___ SOURCE MATERIAL

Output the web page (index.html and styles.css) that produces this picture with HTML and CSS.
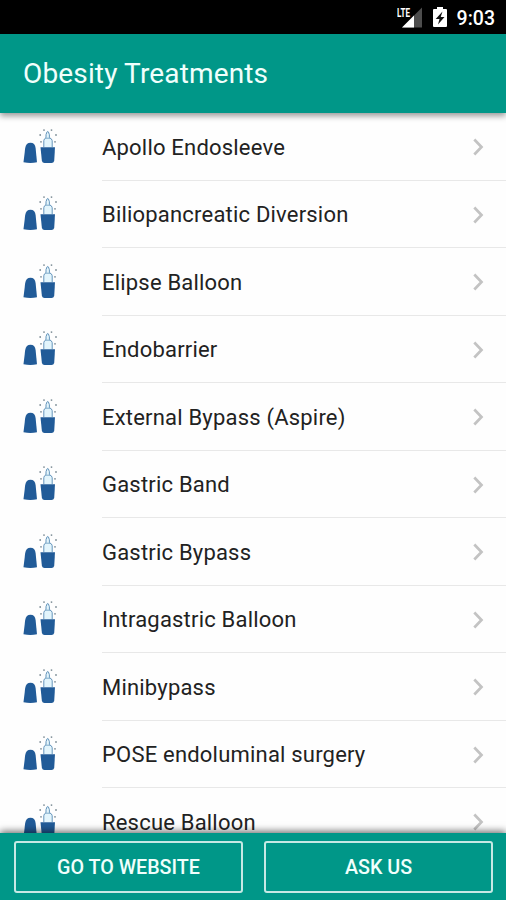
FILE: index.html
```html
<!DOCTYPE html>
<html lang="en">
<head>
<meta charset="utf-8">
<title>Obesity Treatments</title>
<link rel="stylesheet" href="styles.css">
</head>
<body>
<svg class="defs" aria-hidden="true">
  <symbol id="treatment" viewBox="0 0 36 36">
    <path d="M.5 33.3 2.2 19Q3 13.8 7.5 13.8T12.6 19L14 33.3Q7.5 34.6.5 33.3Z" fill="#215b98"/>
    <path d="M20.8 18V11.7Q21 9.7 23 8.7V5.7L24 2.9Q24.7 2.1 25.4 2.9L26.4 5.7V8.7Q29 9.7 29.2 11.7V18" fill="#e3f5fc" stroke="#6595bc" stroke-width="1"/>
    <path d="M22.5 9.2H27.2" stroke="#6595bc" stroke-width=".8"/>
    <path d="M17.5 18.2H32L31.2 32Q30.7 34 28.5 34H21.5Q19.4 34 18.9 32Z" fill="#215b98"/>
    <g fill="#7f8f98"><circle cx="21" cy="1.1" r=".9"/><circle cx="28.5" cy="1.1" r=".9"/><circle cx="17.2" cy="6" r=".9"/><circle cx="33" cy="6" r=".9"/><circle cx="18" cy="12.8" r=".9"/><circle cx="32" cy="12.8" r=".9"/></g>
  </symbol>
  <symbol id="chevron" viewBox="0 0 14 20"><path d="M2.3 2.5 9.5 10 2.3 17.5" fill="none" stroke="#c3c3c3" stroke-width="2.7"/></symbol>
</svg>
<div class="status">
  <svg class="signal" viewBox="0 0 28 24">
    <path d="M5 22.5 25 2.5V22.5Z" fill="#4d4d4d"/><path d="M5 22.5 17 10.5V22.5Z" fill="#fff"/>
    <text class="lte" x="0" y="11.5" textLength="13" lengthAdjust="spacingAndGlyphs">LTE</text>
  </svg>
  <svg class="battery" viewBox="0 0 14 20"><path d="M4 0H10V2H13Q14 2 14 3V19Q14 20 13 20H1Q0 20 0 19V3Q0 2 1 2H4Z" fill="#fff"/><path d="M9.5 4.5 2.7 12H6.5L5 17.5 11.5 10H7.7Z" fill="#111"/></svg>
  <span class="time">9:03</span>
</div>
<header class="header"><h1 class="title">Obesity Treatments</h1></header>
<main class="list">
  <div class="row"><svg class="icon"><use href="#treatment"/></svg><div class="item"><span>Apollo Endosleeve</span><svg class="chev"><use href="#chevron"/></svg></div></div>
  <div class="row"><svg class="icon"><use href="#treatment"/></svg><div class="item"><span>Biliopancreatic Diversion</span><svg class="chev"><use href="#chevron"/></svg></div></div>
  <div class="row"><svg class="icon"><use href="#treatment"/></svg><div class="item"><span>Elipse Balloon</span><svg class="chev"><use href="#chevron"/></svg></div></div>
  <div class="row"><svg class="icon"><use href="#treatment"/></svg><div class="item"><span>Endobarrier</span><svg class="chev"><use href="#chevron"/></svg></div></div>
  <div class="row"><svg class="icon"><use href="#treatment"/></svg><div class="item"><span>External Bypass (Aspire)</span><svg class="chev"><use href="#chevron"/></svg></div></div>
  <div class="row"><svg class="icon"><use href="#treatment"/></svg><div class="item"><span>Gastric Band</span><svg class="chev"><use href="#chevron"/></svg></div></div>
  <div class="row"><svg class="icon"><use href="#treatment"/></svg><div class="item"><span>Gastric Bypass</span><svg class="chev"><use href="#chevron"/></svg></div></div>
  <div class="row"><svg class="icon"><use href="#treatment"/></svg><div class="item"><span>Intragastric Balloon</span><svg class="chev"><use href="#chevron"/></svg></div></div>
  <div class="row"><svg class="icon"><use href="#treatment"/></svg><div class="item"><span>Minibypass</span><svg class="chev"><use href="#chevron"/></svg></div></div>
  <div class="row"><svg class="icon"><use href="#treatment"/></svg><div class="item"><span>POSE endoluminal surgery</span><svg class="chev"><use href="#chevron"/></svg></div></div>
  <div class="row"><svg class="icon"><use href="#treatment"/></svg><div class="item"><span>Rescue Balloon</span><svg class="chev"><use href="#chevron"/></svg></div></div>
</main>
<footer class="footer"><button class="btn">GO TO WEBSITE</button><button class="btn">ASK US</button></footer>
</body>
</html>
```
FILE: styles.css
```css
* { box-sizing: border-box; }
body {
  margin: 0;
  height: 900px;
  display: flex;
  flex-direction: column;
  overflow: hidden;
  background: #fefefe;
  font-family: Roboto, sans-serif;
}
.defs { position: absolute; width: 0; height: 0; }
.status {
  height: 34px;
  flex: none;
  display: flex;
  align-items: center;
  justify-content: flex-end;
  padding: 2px 11px 0 0;
  background: #000;
  color: #fff;
}
.signal { width: 28px; height: 24px; margin: -2px 8px 0 0; }
.lte { font-size: 12.5px; font-weight: 700; fill: #fff; stroke: #000; stroke-width: 1px; paint-order: stroke; }
.battery { width: 14px; height: 20px; margin: -2px 10px 0 0; }
.time { font-size: 19.5px; font-weight: 500; line-height: 24px; padding-top: 1px; }
.header {
  height: 79px;
  flex: none;
  display: flex;
  align-items: center;
  padding-left: 23px;
  background: #009788;
  box-shadow: 0 3px 6px rgba(0, 0, 0, .4);
  z-index: 1;
}
.title { margin: 0; font-size: 28px; font-weight: 400; letter-spacing: .15px; color: #f0fffc; }
.list { flex: 1; min-height: 0; overflow: hidden; }
.row { height: 67.5px; display: flex; align-items: center; padding-left: 23px; }
.icon { width: 36px; height: 36px; flex: none; margin-right: 43px; }
.item {
  flex: 1;
  height: 67.5px;
  display: flex;
  align-items: center;
  justify-content: space-between;
  padding-right: 20px;
  padding-top: 2px;
  border-bottom: 1px solid #e8e8e8;
  color: #222;
  font-size: 22px;
  letter-spacing: .2px;
}
.chev { width: 14px; height: 20px; }
.footer {
  height: 67px;
  flex: none;
  display: grid;
  grid-template-columns: 1fr 1fr;
  gap: 21px;
  padding: 8px 13px 7px 14px;
  background: #009788;
  box-shadow: 0 -2px 7px rgba(0, 0, 0, .55);
  z-index: 1;
}
.btn {
  border: 2px solid #c6e9e4;
  border-radius: 3px;
  background: none;
  color: #f0fffc;
  font: 500 19.7px Roboto, sans-serif;
  padding: 0;
}
```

______

* WHAT IS EXPECTED: Without the pictures, copy the material exactly as given.

* SOLUTION FOR THIS EXERCISE:
Output the web page (index.html and styles.css) that produces this picture with HTML and CSS.
FILE: index.html
```html
<!DOCTYPE html>
<html lang="en">
<head>
<meta charset="utf-8">
<title>Obesity Treatments</title>
<link rel="stylesheet" href="styles.css">
</head>
<body>
<svg class="defs" aria-hidden="true">
  <symbol id="treatment" viewBox="0 0 36 36">
    <path d="M.5 33.3 2.2 19Q3 13.8 7.5 13.8T12.6 19L14 33.3Q7.5 34.6.5 33.3Z" fill="#215b98"/>
    <path d="M20.8 18V11.7Q21 9.7 23 8.7V5.7L24 2.9Q24.7 2.1 25.4 2.9L26.4 5.7V8.7Q29 9.7 29.2 11.7V18" fill="#e3f5fc" stroke="#6595bc" stroke-width="1"/>
    <path d="M22.5 9.2H27.2" stroke="#6595bc" stroke-width=".8"/>
    <path d="M17.5 18.2H32L31.2 32Q30.7 34 28.5 34H21.5Q19.4 34 18.9 32Z" fill="#215b98"/>
    <g fill="#7f8f98"><circle cx="21" cy="1.1" r=".9"/><circle cx="28.5" cy="1.1" r=".9"/><circle cx="17.2" cy="6" r=".9"/><circle cx="33" cy="6" r=".9"/><circle cx="18" cy="12.8" r=".9"/><circle cx="32" cy="12.8" r=".9"/></g>
  </symbol>
  <symbol id="chevron" viewBox="0 0 14 20"><path d="M2.3 2.5 9.5 10 2.3 17.5" fill="none" stroke="#c3c3c3" stroke-width="2.7"/></symbol>
</svg>
<div class="status">
  <svg class="signal" viewBox="0 0 28 24">
    <path d="M5 22.5 25 2.5V22.5Z" fill="#4d4d4d"/><path d="M5 22.5 17 10.5V22.5Z" fill="#fff"/>
    <text class="lte" x="0" y="11.5" textLength="13" lengthAdjust="spacingAndGlyphs">LTE</text>
  </svg>
  <svg class="battery" viewBox="0 0 14 20"><path d="M4 0H10V2H13Q14 2 14 3V19Q14 20 13 20H1Q0 20 0 19V3Q0 2 1 2H4Z" fill="#fff"/><path d="M9.5 4.5 2.7 12H6.5L5 17.5 11.5 10H7.7Z" fill="#111"/></svg>
  <span class="time">9:03</span>
</div>
<header class="header"><h1 class="title">Obesity Treatments</h1></header>
<main class="list">
  <div class="row"><svg class="icon"><use href="#treatment"/></svg><div class="item"><span>Apollo Endosleeve</span><svg class="chev"><use href="#chevron"/></svg></div></div>
  <div class="row"><svg class="icon"><use href="#treatment"/></svg><div class="item"><span>Biliopancreatic Diversion</span><svg class="chev"><use href="#chevron"/></svg></div></div>
  <div class="row"><svg class="icon"><use href="#treatment"/></svg><div class="item"><span>Elipse Balloon</span><svg class="chev"><use href="#chevron"/></svg></div></div>
  <div class="row"><svg class="icon"><use href="#treatment"/></svg><div class="item"><span>Endobarrier</span><svg class="chev"><use href="#chevron"/></svg></div></div>
  <div class="row"><svg class="icon"><use href="#treatment"/></svg><div class="item"><span>External Bypass (Aspire)</span><svg class="chev"><use href="#chevron"/></svg></div></div>
  <div class="row"><svg class="icon"><use href="#treatment"/></svg><div class="item"><span>Gastric Band</span><svg class="chev"><use href="#chevron"/></svg></div></div>
  <div class="row"><svg class="icon"><use href="#treatment"/></svg><div class="item"><span>Gastric Bypass</span><svg class="chev"><use href="#chevron"/></svg></div></div>
  <div class="row"><svg class="icon"><use href="#treatment"/></svg><div class="item"><span>Intragastric Balloon</span><svg class="chev"><use href="#chevron"/></svg></div></div>
  <div class="row"><svg class="icon"><use href="#treatment"/></svg><div class="item"><span>Minibypass</span><svg class="chev"><use href="#chevron"/></svg></div></div>
  <div class="row"><svg class="icon"><use href="#treatment"/></svg><div class="item"><span>POSE endoluminal surgery</span><svg class="chev"><use href="#chevron"/></svg></div></div>
  <div class="row"><svg class="icon"><use href="#treatment"/></svg><div class="item"><span>Rescue Balloon</span><svg class="chev"><use href="#chevron"/></svg></div></div>
</main>
<footer class="footer"><button class="btn">GO TO WEBSITE</button><button class="btn">ASK US</button></footer>
</body>
</html>
```
FILE: styles.css
```css
* { box-sizing: border-box; }
body {
  margin: 0;
  height: 900px;
  display: flex;
  flex-direction: column;
  overflow: hidden;
  background: #fefefe;
  font-family: Roboto, sans-serif;
}
.defs { position: absolute; width: 0; height: 0; }
.status {
  height: 34px;
  flex: none;
  display: flex;
  align-items: center;
  justify-content: flex-end;
  padding: 2px 11px 0 0;
  background: #000;
  color: #fff;
}
.signal { width: 28px; height: 24px; margin: -2px 8px 0 0; }
.lte { font-size: 12.5px; font-weight: 700; fill: #fff; stroke: #000; stroke-width: 1px; paint-order: stroke; }
.battery { width: 14px; height: 20px; margin: -2px 10px 0 0; }
.time { font-size: 19.5px; font-weight: 500; line-height: 24px; padding-top: 1px; }
.header {
  height: 79px;
  flex: none;
  display: flex;
  align-items: center;
  padding-left: 23px;
  background: #009788;
  box-shadow: 0 3px 6px rgba(0, 0, 0, .4);
  z-index: 1;
}
.title { margin: 0; font-size: 28px; font-weight: 400; letter-spacing: .15px; color: #f0fffc; }
.list { flex: 1; min-height: 0; overflow: hidden; }
.row { height: 67.5px; display: flex; align-items: center; padding-left: 23px; }
.icon { width: 36px; height: 36px; flex: none; margin-right: 43px; }
.item {
  flex: 1;
  height: 67.5px;
  display: flex;
  align-items: center;
  justify-content: space-between;
  padding-right: 20px;
  padding-top: 2px;
  border-bottom: 1px solid #e8e8e8;
  color: #222;
  font-size: 22px;
  letter-spacing: .2px;
}
.chev { width: 14px; height: 20px; }
.footer {
  height: 67px;
  flex: none;
  display: grid;
  grid-template-columns: 1fr 1fr;
  gap: 21px;
  padding: 8px 13px 7px 14px;
  background: #009788;
  box-shadow: 0 -2px 7px rgba(0, 0, 0, .55);
  z-index: 1;
}
.btn {
  border: 2px solid #c6e9e4;
  border-radius: 3px;
  background: none;
  color: #f0fffc;
  font: 500 19.7px Roboto, sans-serif;
  padding: 0;
}
```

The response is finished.